Gopal Krishna Agarwal, National Spokesperson of the BJP on Economic Affairs assures that many of these FDI issues in manufacturing will be addressed with various reforms that the Government is working on. “Opening up of certain sectors to foreign equity alone can’t bring in FDI,” says Agarwal. “It has to be accompanied by ease of doing business and in this, there are two areas that need to be worked on – enforcement of contract and tax compliance. India’s ranking in the index of doing business in these areas is still a challenge. The GST is still a new regime but going ahead this year we are likely to see the impact in the current year of improvement in indirect tax compliance.”
As for the protracted legal hurdles, Agarwal says the ball is in the court of the judiciary but the Government is setting up district courts for specific purposes like consumer protection and dispute resolution which will have a beneficial spillover. “Reforms in the acquisition of land and digitisation of land records will boost the confidence of investors. In the area of labour law reforms, we are moving to consolidate 44 laws into four labour codes which will further smoothen the processes,” says Agarwal.
With the global economic slowdown showing signs of impacting global investment flows, the Government may be betting big on its Budgetary proposal on external borrowings through the sovereign debt market.

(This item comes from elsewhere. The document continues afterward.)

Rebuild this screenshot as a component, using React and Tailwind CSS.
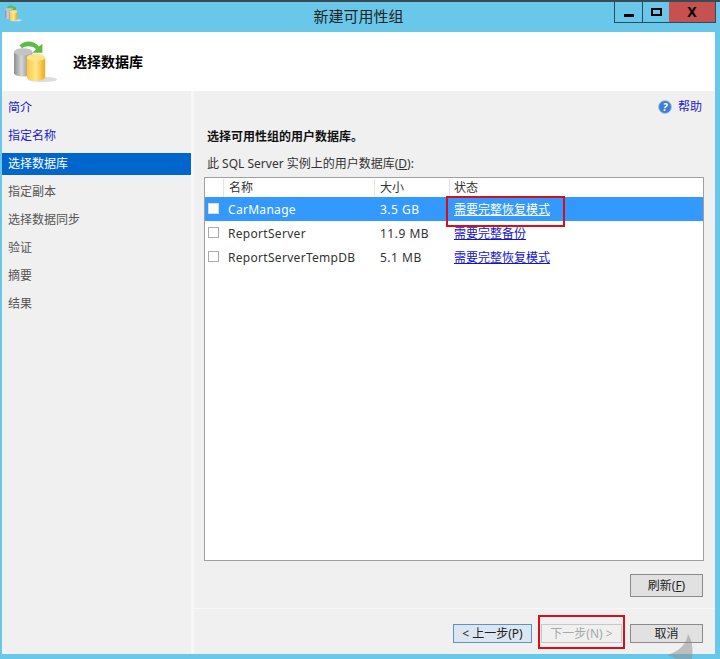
const font = { fontFamily: '"Noto Sans", "Noto Sans CJK SC", sans-serif' };

const navItems = [
  { label: "简介", link: true },
  { label: "指定名称", link: true },
  { label: "选择数据库", active: true },
  { label: "指定副本" },
  { label: "选择数据同步" },
  { label: "验证" },
  { label: "摘要" },
  { label: "结果" },
];

const rows = [
  { name: "CarManage", size: "3.5 GB", status: "需要完整恢复模式", selected: true },
  { name: "ReportServer", size: "11.9 MB", status: "需要完整备份" },
  { name: "ReportServerTempDB", size: "5.1 MB", status: "需要完整恢复模式" },
];

function DbIcon({ size = 48, id = "a" }) {
  return (
    <svg width={size} height={size} viewBox="0 0 48 48">
      <defs>
        <linearGradient id={`grey-${id}`} x1="0" x2="1" y1="0" y2="0">
          <stop offset="0" stopColor="#8e8e8e" />
          <stop offset="0.4" stopColor="#d6d6d6" />
          <stop offset="1" stopColor="#777" />
        </linearGradient>
        <linearGradient id={`gold-${id}`} x1="0" x2="1" y1="0" y2="0">
          <stop offset="0" stopColor="#fbc840" />
          <stop offset="0.5" stopColor="#ffe88a" />
          <stop offset="1" stopColor="#f0a818" />
        </linearGradient>
      </defs>
      <ellipse cx="31" cy="43" rx="16" ry="3" fill="#ddd" />
      <path d="M6 6 C11 0 22 0 27 7 L31 4 L31 14 L20 14 L24 10 C20 6 13 6 9 9 Z" fill="#5dbb46" />
      <path d="M0 13 V36 C0 41 20 41 20 36 V13 Z" fill={`url(#grey-${id})`} />
      <ellipse cx="10" cy="13" rx="10" ry="4" fill="#c4c4c4" />
      <path d="M14 19 V40 C14 46 34 46 34 40 V19 Z" fill={`url(#gold-${id})`} />
      <ellipse cx="24" cy="19" rx="10" ry="4" fill="#fce58a" />
    </svg>
  );
}

function HelpIcon() {
  return (
    <svg width="14" height="14" viewBox="0 0 14 14">
      <circle cx="7" cy="7" r="6.5" fill="#3f7fd0" stroke="#a9c8ee" />
      <text x="7" y="10.5" textAnchor="middle" fontSize="10" fontWeight="700" fontStyle="italic" fill="#fff">?</text>
    </svg>
  );
}

function Button({ children, className = "" }) {
  return (
    <div className={`flex items-center justify-center border border-[#8a8a8a] bg-[#e1e1e1] text-[12px] text-[#222] ${className}`}>
      {children}
    </div>
  );
}

export default function App() {
  return (
    <div style={font} className="relative flex h-[659px] w-[720px] flex-col overflow-hidden bg-[#69c8ea] pb-[5px] pl-[2px] pr-[5px]">
      {/* title bar */}
      <div className="h-[2px] bg-[#3a4a55] -ml-[2px] -mr-[5px] shrink-0" />
      <div className="relative flex h-[30px] shrink-0 items-center justify-center pb-[3px]">
        <div className="absolute left-[3px] top-[3px]">
          <DbIcon size={17} id="small" />
        </div>
        <span className="text-[15px] leading-[20px] text-[#222]">新建可用性组</span>
        <div className="absolute right-[-1px] top-0 flex h-[21px] border-x border-b border-[#2c4a5c]">
          <div className="flex w-[28px] items-end justify-center border-r border-[#2c4a5c] pb-[5px]">
            <div className="h-[3px] w-[10px] bg-black" />
          </div>
          <div className="flex w-[26px] items-center justify-center">
            <div className="h-[8px] w-[11px] border-2 border-black" />
          </div>
          <div className="flex w-[46px] items-center justify-center bg-[#c75050] text-[14px] font-bold leading-none text-black">
            X
          </div>
        </div>
      </div>

      {/* header */}
      <div className="flex h-[59px] shrink-0 items-center bg-white pl-[12px]">
        <DbIcon size={44} id="big" />
        <span className="ml-[15px] text-[14px] font-bold text-black">选择数据库</span>
      </div>

      <div className="flex min-h-0 flex-1 bg-[#f0f0f0]">
        {/* nav */}
        <div className="w-[189px] shrink-0 pt-[3px]">
          {navItems.map((item) => (
            <div key={item.label} className="flex h-[28px] items-center">
              <div
                className={`flex h-[22px] w-full items-center pl-[6px] text-[12px] ${
                  item.active ? "bg-[#0066cc] text-white" : item.link ? "text-[#1a1ad0]" : "text-[#555]"
                }`}
              >
                {item.label}
              </div>
            </div>
          ))}
        </div>
        <div className="w-[3px] shrink-0 bg-[#f7f7f7]" />

        {/* main */}
        <div className="flex min-w-0 flex-1 flex-col">
          <div className="flex h-[32px] items-center justify-end pb-[1px] pr-[13px]">
            <HelpIcon />
            <span className="ml-[6px] text-[12px] leading-[16px] text-[#1a1ad0]">帮助</span>
          </div>
          <div className="pl-[13px] pt-[6px] text-[12px] font-bold leading-[16px] text-[#111]">选择可用性组的用户数据库。</div>
          <div className="pl-[13px] pt-[11px] text-[12px] leading-[16px] text-[#333]">
            此 SQL Server 实例上的用户数据库(<span className="underline">D</span>):
          </div>

          {/* table */}
          <div className="ml-[10px] mr-[11px] mt-[5px] h-[384px] border border-[#a0a0a0] bg-white pt-[1px]">
            <div className="flex h-[18px] text-[12px] leading-[17px] text-[#333]">
              <div className="w-[19px] border-r border-[#e5e5e5]" />
              <div className="w-[151px] border-r border-[#e5e5e5] pl-[5px]">名称</div>
              <div className="w-[75px] border-r border-[#e5e5e5] pl-[5px]">大小</div>
              <div className="pl-[4px]">状态</div>
            </div>
            {rows.map((row) => (
              <div
                key={row.name}
                className={`flex h-[24px] items-center pt-[1px] text-[12px] ${row.selected ? "bg-[#3399ff] text-white" : "text-[#333]"}`}
              >
                <div className="flex w-[20px] justify-start pl-[3px]">
                  <div className={`-mt-[3px] h-[11px] w-[11px] border ${row.selected ? "border-[#ddd] bg-white" : "border-[#aaa] bg-white"}`} />
                </div>
                <div className="w-[151px] pl-[3px] tracking-[0.3px]">{row.name}</div>
                <div className="w-[75px] pl-[4px] tracking-[0.5px]">{row.size}</div>
                <div className={`pl-[3px] underline ${row.selected ? "text-white" : "text-[#1414c8]"}`}>{row.status}</div>
              </div>
            ))}
          </div>

          <div className="mr-[12px] mt-[13px] flex justify-end">
            <Button className="h-[23px] w-[73px]">刷新(<span className="underline">F</span>)</Button>
          </div>
          <div className="mt-[11px] border-t border-[#f6f6f6]" />
          <div className="mr-[12px] mt-[15px] flex justify-end">
            <Button className="mr-[9px] h-[19px] w-[79px] pt-[1px] !border-[#5a93c4] !bg-[#dbe6f0]">&lt; 上一步(P)</Button>
            <Button className="mr-[8px] h-[19px] w-[81px] pt-[1px] !border-[#c8c8c8] !bg-[#f0f0f0] !text-[#a8a8a8]">下一步(N) &gt;</Button>
            <Button className="h-[19px] w-[73px] pt-[1px]">取消</Button>
          </div>
        </div>
      </div>

      {/* watermark */}
      <svg className="absolute left-[662px] top-[634px]" width="40" height="25" viewBox="0 0 40 25">
        <path d="M26 0 C25 9 18 17 6 21 L14 25 L30 25 C31 16 31 8 26 0 Z" fill="#8c8c8c" fillOpacity="0.5" />
      </svg>

      {/* red annotation boxes */}
      <div className="absolute left-[446px] top-[196px] h-[31px] w-[119px] border-2 border-[#d80f1a]" />
      <div className="absolute left-[538px] top-[615px] h-[34px] w-[87px] border-2 border-[#d80f1a]" />
    </div>
  );
}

This has already stirred a hornet’s nest with a section arguing that while India can rely on foreign savings/funding to meet its investment requirements, higher reliance on external funding runs the risk of destabilising the economy. Agarwal dismisses the fears as premature. “Those who doubt the government’s intention can draw comfort from the fact that this will help the government swap high-cost domestic debt for cheaper international credit, thereby helping to reduce interest rates. Moreover, the Government is cognizant of the concerns over the proposal and would go ahead only when they have been looked into and addressed,” says Agarwal.
The Government is also banking on the big budgetary push to infrastructure development with a focus on roads, railways and restructuring of the National Highway Programme. According to Mark Delaney, chief investment officer, AustralianSuper which has put its money in the NIIF, India’s burgeoning infrastructure market is among the largest in Asia, which presents many opportunities for investment. The results are already showing. Singapore sovereign wealth fund GIC is expected to invest up to USD 621 million in the roads business of IRB Infrastructure Developers Ltd and there are more in the works.

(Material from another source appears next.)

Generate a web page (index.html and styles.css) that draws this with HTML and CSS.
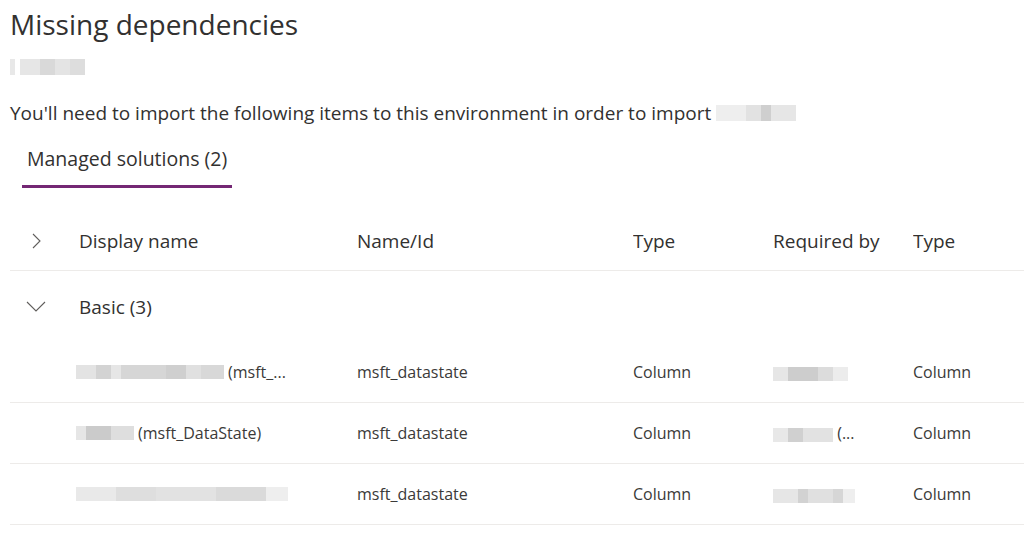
FILE: index.html
```html
<!DOCTYPE html>
<html lang="en">
<head>
<meta charset="utf-8">
<title>Missing dependencies</title>
<link rel="stylesheet" href="styles.css">
</head>
<body>
<main class="page">
  <h1 class="title">Missing dependencies</h1>
  <div class="subtitle"><span class="blur blur-sub"></span></div>
  <p class="intro">You'll need to import the following items to this environment in order to import <span class="blur blur-intro"></span></p>

  <div class="tabs">
    <div class="tab active">Managed solutions (2)</div>
  </div>

  <div class="table">
    <div class="row head">
      <div class="cell chev">
        <svg width="12" height="16" viewBox="0 0 12 16"><path d="M2 1 L9 8 L2 15" fill="none" stroke="#605e5c" stroke-width="1.1"/></svg>
      </div>
      <div class="cell">Display name</div>
      <div class="cell">Name/Id</div>
      <div class="cell">Type</div>
      <div class="cell">Required by</div>
      <div class="cell">Type</div>
    </div>

    <div class="row group">
      <div class="cell chev">
        <svg width="20" height="12" viewBox="0 0 20 12"><path d="M1 1 L10 10 L19 1" fill="none" stroke="#605e5c" stroke-width="1.1"/></svg>
      </div>
      <div class="cell group-name">Basic (3)</div>
    </div>

    <div class="row data">
      <div class="cell"></div>
      <div class="cell name"><span class="blur blur-a"></span> (msft_...</div>
      <div class="cell">msft_datastate</div>
      <div class="cell">Column</div>
      <div class="cell"><span class="blur blur-r1"></span></div>
      <div class="cell">Column</div>
    </div>
    <div class="row data">
      <div class="cell"></div>
      <div class="cell name"><span class="blur blur-b"></span> (msft_DataState)</div>
      <div class="cell">msft_datastate</div>
      <div class="cell">Column</div>
      <div class="cell"><span class="blur blur-r2"></span> (...</div>
      <div class="cell">Column</div>
    </div>
    <div class="row data">
      <div class="cell"></div>
      <div class="cell name"><span class="blur blur-c"></span></div>
      <div class="cell">msft_datastate</div>
      <div class="cell">Column</div>
      <div class="cell"><span class="blur blur-r3"></span></div>
      <div class="cell">Column</div>
    </div>
  </div>
</main>
</body>
</html>
```

FILE: styles.css
```css
* { box-sizing: border-box; }
html, body { margin: 0; padding: 0; background: #ffffff; }
body {
  font-family: "Open Sans", "Noto Sans", "Liberation Sans", sans-serif;
  color: #323130;
}
.page { padding: 6px 0 0 10px; }

.title {
  margin: 0;
  font-size: 28px;
  font-weight: 400;
  line-height: 36px;
  color: #323130;
}
.subtitle { height: 22px; margin-top: 14px; display: flex; align-items: center; }

.intro {
  margin: 23px 0 0 0;
  font-size: 19px;
  line-height: 24px;
  color: #323130;
  display: flex;
  align-items: center;
  gap: 5px;
}

.blur { display: inline-block; height: 14px; vertical-align: middle; }
.blur-sub {
  width: 75px; height: 16px;
  background: linear-gradient(90deg, #e8e8e8 0 5px, #fff 5px 10px, #e6e6e6 10px 30px, #d9d9d9 30px 45px, #e4e4e4 45px 60px, #dddddd 60px 75px);
}
.blur-intro {
  width: 80px; height: 16px;
  background: linear-gradient(90deg, #eeeeee 0 30px, #e2e2e2 30px 45px, #cfcfcf 45px 55px, #e6e6e6 55px 80px);
}

.tabs { margin-top: 22px; display: flex; padding-left: 12px; }
.tab {
  font-size: 19.5px;
  line-height: 24px;
  padding: 0 5px 14px 5px;
  border-bottom: 3px solid #742774;
  color: #323130;
}

.table { margin-top: 23px; }
.row {
  display: grid;
  grid-template-columns: 69px 278px 276px 140px 140px 1fr;
  align-items: center;
  border-bottom: 1px solid #edebe9;
}
.head { height: 60px; font-size: 19px; color: #323130; }
.group { height: 71px; border-bottom: none; font-size: 19px; }
.group .cell.group-name { grid-column: 2 / 7; }
.data { height: 61px; font-size: 16px; color: #3b3a39; }
.data .cell.name { margin-left: -3px; display: flex; align-items: center; gap: 4px; }
.cell { white-space: nowrap; overflow: hidden; }
.chev { display: flex; justify-content: center; padding-left: 4px; padding-right: 20px; }
.group .chev { padding-left: 2px; }
.chev svg { display: block; }

.blur-a {
  width: 148px;
  background: linear-gradient(90deg, #e3e3e3 0 20px, #d3d3d3 20px 35px, #e6e6e6 35px 45px, #d6d6d6 45px 90px, #cfcfcf 90px 110px, #e0e0e0 110px 125px, #d8d8d8 125px 148px);
}
.blur-b {
  width: 58px;
  background: linear-gradient(90deg, #e6e6e6 0 10px, #cbcbcb 10px 35px, #dedede 35px 58px);
}
.blur-c {
  width: 212px;
  background: linear-gradient(90deg, #e9e9e9 0 40px, #dedede 40px 80px, #e2e2e2 80px 140px, #dadada 140px 190px, #eeeeee 190px 212px);
}
.blur-r1 {
  width: 75px;
  background: linear-gradient(90deg, #e6e6e6 0 15px, #cdcdcd 15px 45px, #dcdcdc 45px 60px, #ececec 60px 75px);
}
.blur-r2 {
  width: 60px;
  background: linear-gradient(90deg, #e8e8e8 0 15px, #d0d0d0 15px 30px, #e2e2e2 30px 60px);
}
.blur-r3 {
  width: 82px;
  background: linear-gradient(90deg, #e6e6e6 0 25px, #d2d2d2 25px 35px, #e0e0e0 35px 60px, #d6d6d6 60px 70px, #eeeeee 70px 82px);
}
```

Going ahead, new opportunities are emerging which have immense potential to draw FDI in India like renewable energy. More than US$ 42 billion has been invested in India’s renewable energy sector since 2014 and new investments in clean energy in the country reached US$ 11.1 billion in 2018. There is more to come with India’s solar power capacity growth pegged at 105.9 GW by 2028, up from 26 GW in 2018.
The Government has initiated a robust research and innovation culture complimented by the flagship programme “Start-up India” with 1.4 billion dollars fund for four years to create a startup ecosystem in India. The continuing digitisation of the economy in India is going to create many opportunities for international investors. As the talent and technology in the country become more and more integrated, it is going to need significant amounts of capital and proven investors like Goldman Sachs to see immense opportunity to bring more foreign investors and facilitate direct investment to India.
The road ahead has still many potholes restricting India’s easy access to foreign capital but the Government’s new determination supported by positive global forecasts of India’s potential should keep investor sentiment high. India, according to the World Bank, is still “the fastest-growing major economy in the world”, despite its slip to the seventh place in the global GDP rankings and will push past the 7 per cent mark as the impact of the measures unveiled by the government takes effect. That’s a lot of room for optimism.